Jeff Volek Authors New Atkins Book

Jeffrey Volek
Jeffrey Volek

CHIP Principal Investigator Jeff Volek is disseminating nearly a decade’s worth of research on the effectiveness of low-carbohydrate diets through a well-received new book.

Volek, an associate professor of kinesiology in the Neag School of Education, co-authored The New Atkins for a New You: The Ultimate Diet for Shedding Weight and Feeling Great with two other researchers who, like himself, professionally study and personally follow the Atkins diet.

The book has appeared on the top of the London Times non-fiction best seller list and has been consistently in the top 15 of the New York Times Advice, How-To and Miscellaneous best seller list since it was released at the beginning of March. It also has received hundreds of favorable reviews on

A number of features set the new book, published this spring, apart from previous Atkins books, including meal plans, recipes, tips for eating out and success stories. To Volek, however, the most important difference between his new Atkins book and previous Atkins books is the focus on sharing the emerging science behind the diet in such a way that readers can easily understand it and consistently apply it to their daily lives.

“Significant scientific discoveries have been made in the last eight years that could be described as paradigm shifting,” Volek explained. “We went to great lengths to simplify complex concepts and provide easy incremental action steps for readers. We wanted them to understand not only what to do, but why. The book is more flexible… Perhaps the most important aspect of the new book is that we address the critical issue of sustainability from both a nutritional and a behavioral perspective.”

The New Atkins for a New You compiles research from more than 50 scientific studies, including 20 articles Volek has authored since he began studying the safety and effectiveness of the Atkins diet and other low-carbohydrate diets in 2001.

Volek’s research has examined how low-carbohydrate diets affect weight loss, body composition and risk factors for metabolic syndrome, diabetes and heart disease. His team has measured dozens of different cardio-metabolic risk factors, including sophisticated analysis of different lipids, hormones, and inflammatory and oxidative stress markers, and consistently has found improvements. Specifically, his team has seen decreases in triglycerides, increases in HDL cholesterol, increased size of LDL particles, decreased glucose and insulin levels and decreased inflammation.

Among his more recent work in this field, Volek has addressed the issue of saturated fat on the Atkins diet.

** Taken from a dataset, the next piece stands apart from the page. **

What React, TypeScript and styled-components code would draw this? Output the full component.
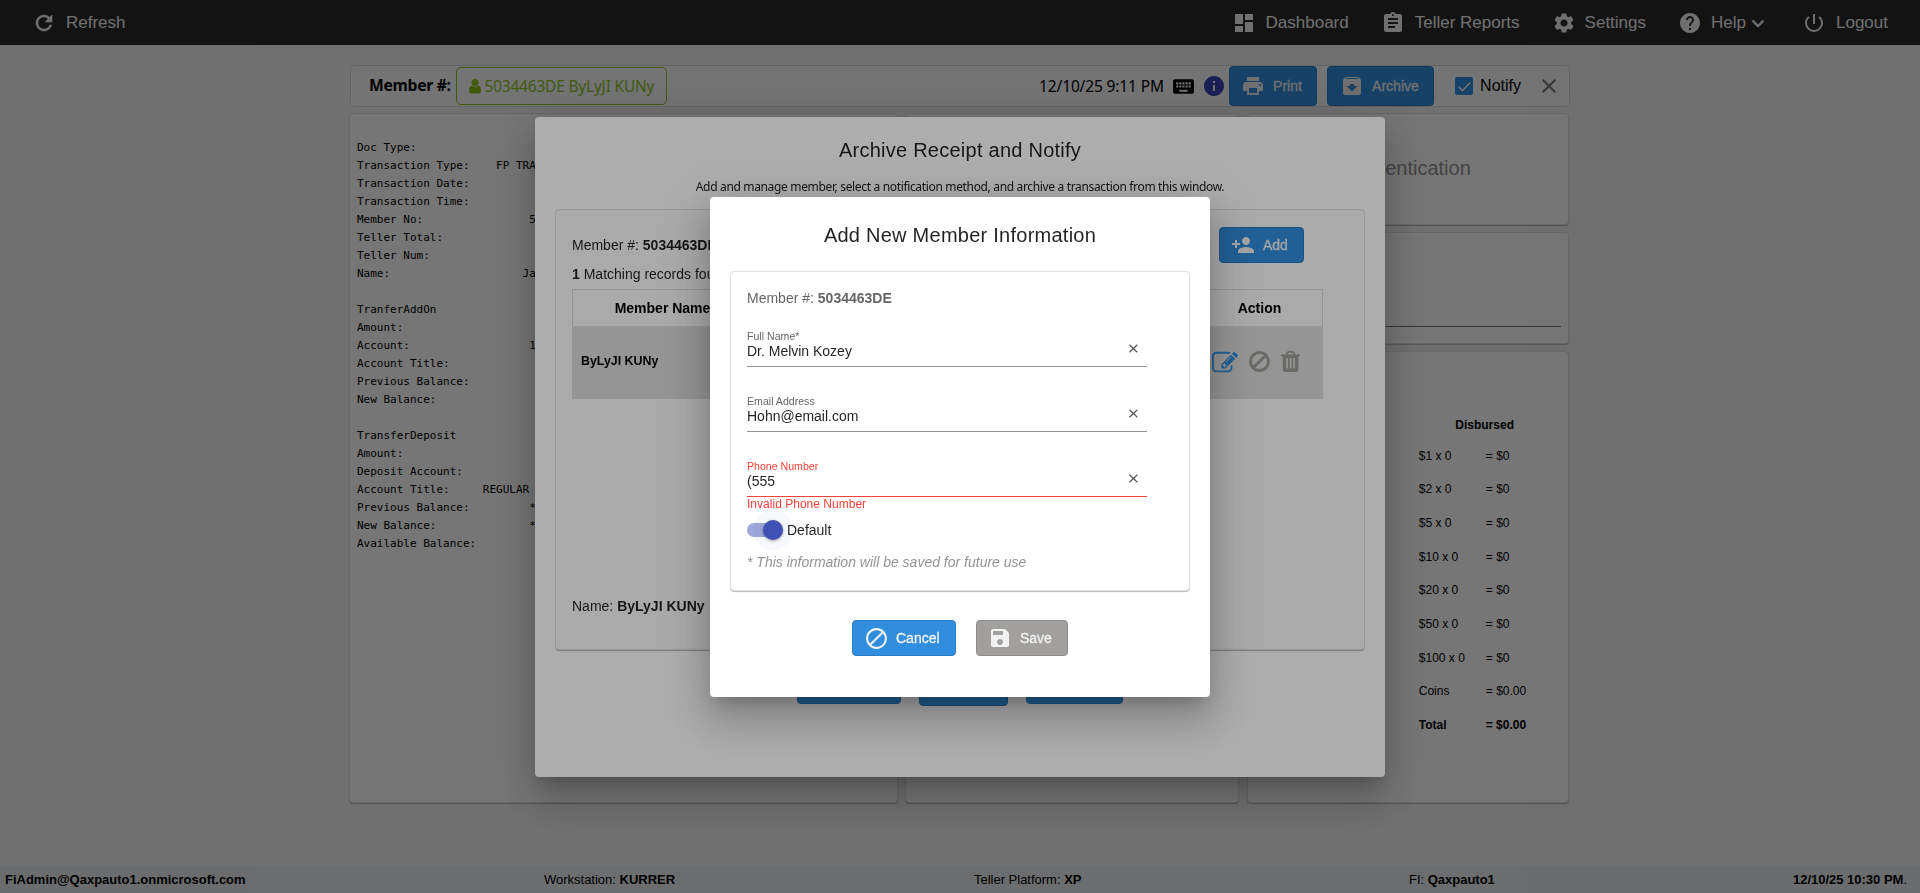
import React from 'react';
import styled, { createGlobalStyle, css } from 'styled-components';
import { MdDashboard, MdAssignment, MdSettings, MdHelp, MdPowerSettingsNew, MdPrint, MdArchive, MdKeyboard, MdInfo, MdClose, MdCheck, MdPersonAdd, MdBlock, MdSave } from 'react-icons/md';

const sans = `"Liberation Sans", Arial, sans-serif`;
const segoe = `"Noto Sans", "Open Sans", sans-serif`;

const Global = createGlobalStyle`
  * { box-sizing: border-box; }
  body { margin: 0; background: #f2f2f2; font-family: ${sans}; font-size: 14px; color: #000; overflow: hidden; }
  svg { display: block; flex: none; }
`;
const Page = styled.div`height: 893px; display: flex; flex-direction: column;`;
const NavBar = styled.nav`
  height: 45px; flex: none; background: #2b2b2b; color: #f2f2f2; display: flex; align-items: center;
  padding: 0 32px; font-size: 17px;
`;
const NavItem = styled.div<{ $ml?: number; $gap?: number; $w?: number }>`
  display: flex; align-items: center; gap: ${p => p.$gap ?? 10}px; margin-left: ${p => p.$ml ?? 0}px; white-space: nowrap;
  ${p => p.$w && css`width: ${p.$w}px;`}
`;
const Spacer = styled.div`flex: 1;`;
const Content = styled.main`width: 1220px; margin: 20px 0 0 350px; flex: 1;`;
const Toolbar = styled.header`
  height: 42px; border: 1px solid #d6d6d6; border-radius: 5px; background: #fafafa; display: flex; align-items: center;
  font-size: 16px; padding: 0 8px 0 18px; white-space: nowrap;
`;
const MemberLabel = styled.b`font: 700 15.7px ${segoe}; letter-spacing: -0.3px; width: 87px; padding-bottom: 2px;`;
const MemberChip = styled.div`
  height: 38px; width: 211px; border: 1px solid #8fc31f; border-radius: 5px; color: #8fc31f; display: flex; align-items: center; gap: 3.5px;
  padding: 1px 0 0 12px; font: 15.4px ${segoe}; letter-spacing: -0.15px;
`;
const Stamp = styled.span`font: 15.5px ${segoe}; letter-spacing: -0.14px; width: 132px;`;
const Button = styled.button<{ $w: number; $h?: number; $gap?: number; $off?: boolean; $pad?: number }>`
  width: ${p => p.$w}px; height: ${p => p.$h ?? 36}px; padding: 0 0 0 ${p => p.$pad ?? 11}px; flex: none;
  display: flex; align-items: center; gap: ${p => p.$gap ?? 8}px; border-radius: 4px; border: 1px solid ${p => (p.$off ? '#8c8c8a' : '#2a7cc4')};
  background: ${p => (p.$off ? '#a1a09e' : '#318ede')}; color: #f2f2f2; font: 14px ${sans};
  -webkit-text-stroke: 0.3px;
`;
const Check = styled.span`width: 18px; height: 18px; background: #318ede; color: #fff; border-radius: 2px; margin: 0 7px 0 21px; display: grid; place-items: center;`;
const Panels = styled.section`display: grid; grid-template-columns: 549px 334px 322px; gap: 7px 7.4px; margin: 6px 0 0 -1px; height: 690px;`;
const Stack = styled.div`display: grid; grid-template-rows: 112px 112px 1fr; gap: 7px;`;
const Card = styled.div`background: #fefefe; border: 1px solid #e0e0e0; border-radius: 4px; box-shadow: 0 1px 1px rgba(0,0,0,.25);`;
const Receipt = styled.pre`margin: 0; padding: 25px 7px; font: 11px/18px "DejaVu Sans Mono", monospace;`;
const AuthTitle = styled.div`color: #929292; font-size: 20px; text-align: right; padding: 43px 97px 0 0;`;
const Line = styled.div`border-bottom: 1px solid #777; margin: 93px 7px 0;`;
const Cash = styled.div`padding: 63px 0 0 171px; font-size: 12px;`;
const CashHead = styled.b`display: block; padding-left: 36.5px; line-height: 20px; margin-bottom: 4px;`;
const CashRow = styled.div<{ $b?: boolean }>`
  height: 33.65px; display: flex; align-items: center; font-weight: ${p => (p.$b ? 700 : 400)};
  span:first-child { width: 67px; }
`;
const Footer = styled.footer`
  height: 27px; background: #e9ebee; display: grid; grid-template-columns: 539px 430px 435px 1fr auto; align-items: center;
  font-size: 13px; padding: 0 13px 0 5px; letter-spacing: -0.01px; white-space: nowrap;
`;

const Overlay = styled.div`position: fixed; inset: 0; background: rgba(0,0,0,.32); display: flex; justify-content: center; align-items: flex-start;`;
const Dialog = styled.div<{ $w: number; $h: number; $top: number }>`
  width: ${p => p.$w}px; height: ${p => p.$h}px; margin-top: ${p => p.$top}px; background: #fff; border-radius: 4px; color: rgba(0,0,0,.87);
  box-shadow: 0 11px 15px -7px rgba(0,0,0,.2), 0 24px 38px 3px rgba(0,0,0,.14), 0 9px 46px 8px rgba(0,0,0,.12);
`;
const Title = styled.h2<{ $top: number }>`margin: 0; padding-top: ${p => p.$top}px; font-size: 20px; line-height: 24px; font-weight: 400; text-align: center; letter-spacing: .25px;`;
const Intro = styled.p`margin: 16px 0 0; font: 12px/18px ${segoe}; letter-spacing: -.34px; text-align: center; color: #222; white-space: nowrap;`;
const Box = styled.section<{ $h: number; $m: string; $p: string; $shade?: boolean }>`
  height: ${p => p.$h}px; margin: ${p => p.$m}; padding: ${p => p.$p}; background: ${p => (p.$shade ? '#fbfbfb' : '#fff')}; border: 1px solid #e0e0e0; border-radius: 4px;
  box-shadow: 0 2px 1px -1px rgba(0,0,0,.2), 0 1px 1px rgba(0,0,0,.1);
`;
const Between = styled.div`display: flex; justify-content: space-between; height: 37px; align-items: flex-end; line-height: 36px;`;
const Found = styled.div`line-height: 22px;`;
const Table = styled.div`
  margin-top: 4px; width: 751px; border: 1px solid #dcdcdc; display: grid; grid-template-columns: 179px 1fr 125px; grid-template-rows: 38px 70px; color: #000;
`;
const Head = styled.b`display: grid; place-items: center; border-bottom: 2px solid #dcdce4;`;
const Cell = styled.div`display: flex; align-items: center; background: #dcdcdc; font-size: 12.4px; font-weight: 700; color: #9c9c98;`;
const NameCell = styled(Cell)`padding: 0 0 4px 8px; color: #000;`;
const Actions = styled(Cell)`padding: 0 0 3px 15px; gap: 11px;`;
const Named = styled.div`margin-top: 197px; line-height: 20px;`;
const Buttons = styled.div<{ $mt: number; $gap: number }>`display: flex; justify-content: center; align-items: flex-start; gap: ${p => p.$gap}px; margin-top: ${p => p.$mt}px;`;

const MemberLine = styled.div`color: #666; line-height: 20px;`;
const Field = styled.div<{ $bad?: boolean; $mt: number }>`
  width: 400px; height: 40px; margin-top: ${p => p.$mt}px; border-bottom: 1px solid ${p => (p.$bad ? '#f44336' : '#949494')};
  display: grid; grid-template-columns: 1fr 13px; align-items: end; padding-right: 7px;
`;
const Label = styled.label<{ $bad?: boolean }>`display: block; font-size: 10.6px; line-height: 13px; color: ${p => (p.$bad ? '#f44336' : '#666')};`;
const Value = styled.div`font-size: 14px; line-height: 17px; padding-bottom: 6px; letter-spacing: -.01px;`;
const Clear = styled.svg`margin-bottom: 11px;`;
const ErrorText = styled.div`color: #f44336; font-size: 12px; line-height: 14px; letter-spacing: .02px;`;
const ToggleRow = styled.div`display: flex; align-items: center; gap: 4px; height: 24px; margin-top: 7px;`;
const Track = styled.span`width: 36px; height: 14px; border-radius: 7px; background: #9fa8da; display: flex; align-items: center; justify-content: flex-end;`;
const Thumb = styled.span`width: 20px; height: 20px; flex: none; border-radius: 50%; background: #3f51b5; box-shadow: 0 0 0 10px rgba(63,81,181,.04), 0 1px 3px rgba(0,0,0,.35);`;
const Note = styled.div`font-style: italic; color: #949494; line-height: 20px; margin-top: 10px;`;

const left = (label: string, v: string, col: number) => label.padEnd(col) + v;
const receipt = [
  'Doc Type:', left('Transaction Type:', 'FP TRA', 21), 'Transaction Date:', 'Transaction Time:', left('Member No:', '5', 26),
  'Teller Total:', 'Teller Num:', left('Name:', 'Ja', 25), '', 'TranferAddOn', 'Amount:', left('Account:', '1', 26), 'Account Title:',
  'Previous Balance:', 'New Balance:', '', 'TransferDeposit', 'Amount:', 'Deposit Account:', left('Account Title:', 'REGULAR', 19),
  left('Previous Balance:', '*', 26), left('New Balance:', '*', 26), 'Available Balance:',
].join('\n');

const cash = [['$1 x 0', '$0'], ['$2 x 0', '$0'], ['$5 x 0', '$0'], ['$10 x 0', '$0'], ['$20 x 0', '$0'], ['$50 x 0', '$0'], ['$100 x 0', '$0'], ['Coins', '$0.00']];

const RefreshIcon = () => (
  <svg width="24" height="24" viewBox="0 0 24 24" fill="currentColor" stroke="currentColor" strokeWidth="0.6">
    <path d="M17.650 6.350A7.958 7.958 0 0 0 12 4c-4.420 0-7.990 3.580-7.990 8s3.570 8 7.990 8c3.730 0 6.840-2.550 7.730-6h-2.080A5.990 5.990 0 0 1 12 18c-3.310 0-6-2.690-6-6s2.690-6 6-6c1.660 0 3.140.690 4.220 1.780L13 11h7V4l-2.350 2.350z" />
  </svg>
);
const UserIcon = () => (
  <svg width="12" height="14.4" viewBox="0 0 1280 1536" fill="currentColor">
    <path d="M1280 1271q0 109-62.5 187T1067 1536H213Q125 1536 62.5 1458T0 1271q0-85 8.5-160.5t31.5-152 58.500-131 94-89T327 704q131 128 313 128t313-128q76 0 134.500 34.500t94 89 58.500 131 31.500 152 8.500 160.500zM1024 384q0 159-112.500 271.500T640 768 368.500 655.500 256 384t112.500-271.500T640 0t271.500 112.500T1024 384z" />
  </svg>
);
const EditIcon = () => (
  <svg width="26" height="22.3" viewBox="0 0 1792 1536" fill="#318ede">
    <path d="M888 1184l116-116-152-152-116 116v56h96v96h56zm440-720q-16-16-33 1l-350 350q-17 17-1 33t33-1l350-350q17-17 1-33zm80 594v190q0 119-84.500 203.500T1120 1536H288q-119 0-203.500-84.500T0 1248V416q0-119 84.500-203.500T288 128h832q63 0 117 25 15 7 18 23 3 17-9 29l-49 49q-14 14-32 8-23-6-45-6H288q-66 0-113 47t-47 113v832q0 66 47 113t113 47h832q66 0 113-47t47-113v-126q0-13 9-22l64-64q15-15 35-7t20 29zm-96-738l288 288-672 672H640V992zm444 132l-92 92-288-288 92-92q28-28 68-28t68 28l152 152q28 28 28 68t-28 68z" />
  </svg>
);
const BanIcon = () => (
  <svg width="21" height="21" viewBox="0 0 21 21" fill="none" stroke="currentColor" strokeWidth="3">
    <circle cx="10.500" cy="10.500" r="9" /><path d="M4.200 16.800 16.800 4.200" />
  </svg>
);
const TrashIcon = () => (
  <svg width="19.2" height="21" viewBox="0 0 1408 1536" fill="currentColor">
    <path d="M512 1248V544q0-14-9-23t-23-9h-64q-14 0-23 9t-9 23v704q0 14 9 23t23 9h64q14 0 23-9t9-23zm256 0V544q0-14-9-23t-23-9h-64q-14 0-23 9t-9 23v704q0 14 9 23t23 9h64q14 0 23-9t9-23zm256 0V544q0-14-9-23t-23-9h-64q-14 0-23 9t-9 23v704q0 14 9 23t23 9h64q14 0 23-9t9-23zM480 256h448l-48-117q-7-9-17-11H546q-10 2-17 11zm928 32v64q0 14-9 23t-23 9h-96v948q0 83-47 143.500t-113 60.500H288q-66 0-113-58.500t-47-141.500V384H32q-14 0-23-9t-9-23v-64q0-14 9-23t23-9h309l70-167q15-37 54-63t79-26h320q40 0 79 26t54 63l70 167h309q14 0 23 9t9 23z" />
  </svg>
);
const Chevron = () => (
  <svg width="14" height="10" viewBox="0 0 14 10" fill="none" stroke="currentColor" strokeWidth="2.4"><path d="M1.500 2.500 7 8l5.500-5.500" /></svg>
);

function TextField({ label, value, mt, bad }: { label: string; value: string; mt: number; bad?: boolean }) {
  return (
    <Field $mt={mt} $bad={bad}>
      <div>
        <Label $bad={bad}>{label}</Label>
        <Value>{value}</Value>
      </div>
      <Clear width="13" height="13" viewBox="0 0 13 13"><path d="M2.500 2.800 10.300 10.200M10.300 2.800 2.500 10.200" stroke="#555" strokeWidth="1.200" /></Clear>
    </Field>
  );
}

export default function App() {
  return (
    <>
      <Global />
      <Page>
        <NavBar>
          <NavItem><RefreshIcon />Refresh</NavItem>
          <Spacer />
          <NavItem><MdDashboard size={24} />Dashboard</NavItem>
          <NavItem $ml={32}><MdAssignment size={24} />Teller Reports</NavItem>
          <NavItem $ml={32} $gap={9}><MdSettings size={24} />Settings</NavItem>
          <NavItem $ml={32} $gap={9}><MdHelp size={24} />Help<NavItem $ml={-4}><Chevron /></NavItem></NavItem>
          <NavItem $ml={37}><MdPowerSettingsNew size={24} />Logout</NavItem>
        </NavBar>
        <Content>
          <Toolbar>
            <MemberLabel>Member #:</MemberLabel>
            <MemberChip><UserIcon />5034463DE ByLyJI KUNy</MemberChip>
            <Spacer />
            <Stamp>12/10/25 9:11 PM</Stamp>
            <NavItem><MdKeyboard size={25} /></NavItem>
            <NavItem $ml={6}><MdInfo size={24} color="#3a46b8" /></NavItem>
            <NavItem $ml={3} $gap={10}>
              <Button $w={88} $h={40}><MdPrint size={24} />Print</Button>
              <Button $w={107} $h={40} $pad={12}><MdArchive size={24} />Archive</Button>
            </NavItem>
            <Check><MdCheck size={17} /></Check>Notify
            <NavItem $ml={16}><MdClose size={24} color="#777" /></NavItem>
          </Toolbar>
          <Panels>
            <Card><Receipt>{receipt}</Receipt></Card>
            <Card />
            <Stack>
              <Card><AuthTitle>Authentication</AuthTitle></Card>
              <Card><Line /></Card>
              <Card>
                <Cash>
                  <CashHead>Disbursed</CashHead>
                  {cash.map(([k, v]) => <CashRow key={k}><span>{k}</span><span>= {v}</span></CashRow>)}
                  <CashRow $b><span>Total</span><span>= $0.00</span></CashRow>
                </Cash>
              </Card>
            </Stack>
          </Panels>
        </Content>
        <Footer>
          <b>FiAdmin@Qaxpauto1.onmicrosoft.com</b>
          <span>Workstation: <b>KURRER</b></span>
          <span>Teller Platform: <b>XP</b></span>
          <span>FI: <b>Qaxpauto1</b></span>
          <span><b>12/10/25 10:30 PM</b>.</span>
        </Footer>
      </Page>
      <Overlay>
        <Dialog $w={850} $h={660} $top={117}>
          <Title $top={21}>Archive Receipt and Notify</Title>
          <Intro>Add and manage member, select a notification method, and archive a transaction from this window.</Intro>
          <Box $shade $h={441} $m="13px 20px 0" $p="16px 60px 0 16px">
            <Between>
              <span>Member #: <b>5034463DE</b></span>
              <Button $w={85} $gap={8} $pad={11}><MdPersonAdd size={24} />Add</Button>
            </Between>
            <Found><b>1</b> Matching records found</Found>
            <Table>
              <Head>Member Name</Head><Head /><Head>Action</Head>
              <NameCell>ByLyJI KUNy</NameCell><Cell />
              <Actions><EditIcon /><BanIcon /><TrashIcon /></Actions>
            </Table>
            <Named>Name: <b>ByLyJI KUNy</b></Named>
          </Box>
          <Buttons $mt={15} $gap={18}><Button $w={104} $h={39} /><Button $w={89} $h={41} /><Button $w={97} $h={39} /></Buttons>
        </Dialog>
      </Overlay>
      <Overlay>
        <Dialog $w={500} $h={500} $top={197}>
          <Title $top={26}>Add New Member Information</Title>
          <Box $h={320} $m="24px 20px 0" $p="16px 16px 0">
            <MemberLine>Member #: <b>5034463DE</b></MemberLine>
            <TextField label="Full Name*" value="Dr. Melvin Kozey" mt={19} />
            <TextField label="Email Address" value="Hohn@email.com" mt={25} />
            <TextField label="Phone Number" value="(555" mt={25} bad />
            <ErrorText>Invalid Phone Number</ErrorText>
            <ToggleRow><Track><Thumb /></Track>Default</ToggleRow>
            <Note>* This information will be saved for future use</Note>
          </Box>
          <Buttons $mt={29} $gap={20}>
            <Button $w={104} $gap={7}><MdBlock size={25} />Cancel</Button>
            <Button $w={92} $off><MdSave size={24} />Save</Button>
          </Buttons>
        </Dialog>
      </Overlay>
    </>
  );
}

“Despite consuming three times more saturated fat compared to a low-fat diet, saturated fat levels in the blood went down more than two-fold greater than with a low fat diet,” he said. “How? On Atkins, saturated fat becomes an important energy source so you burn both body fat and fat in the diet for fuel. Also, the body makes less saturated fat.

“What we have learned is that carbohydrates control the fate of saturated fat,” he said. “As long as carbs are low enough, the body processes saturated fat very efficiently. In the presence of an abundance of carbohydrates, saturated fat can be problematic.

“The key is finding the level of carbohydrate you can tolerate and then fat is your friend.”

One way Volek and his co-authors simplified the science behind the diet was with two new concepts: the Metabolic Bully and the Atkins Edge.

“Eating too many carbs acts like a bully cutting in line in front of fat to be burned,” Volek said.

“After a week or two on the Atkins diet, people’s bodies become extraordinary fat burners. That’s the Atkins Edge. But just one meal with a lot of carbs stops this process, and it can take up to another week to get the Edge back,” he said. “For most people, if they stay with the level of carb restriction in the Atkins induction phase, the carbohydrate metabolic bully is banished and major weight loss and overall health improvements are within their grasp.”

Volek’s co-authors are Dr. Eric C. Westman, an associate professor of medicine at Duke University Health System and director of the Duke Lifestyle Medicine Clinic, and Dr. Stephen D. Phinney, professor emeritus of medicine from the University of California at Davis.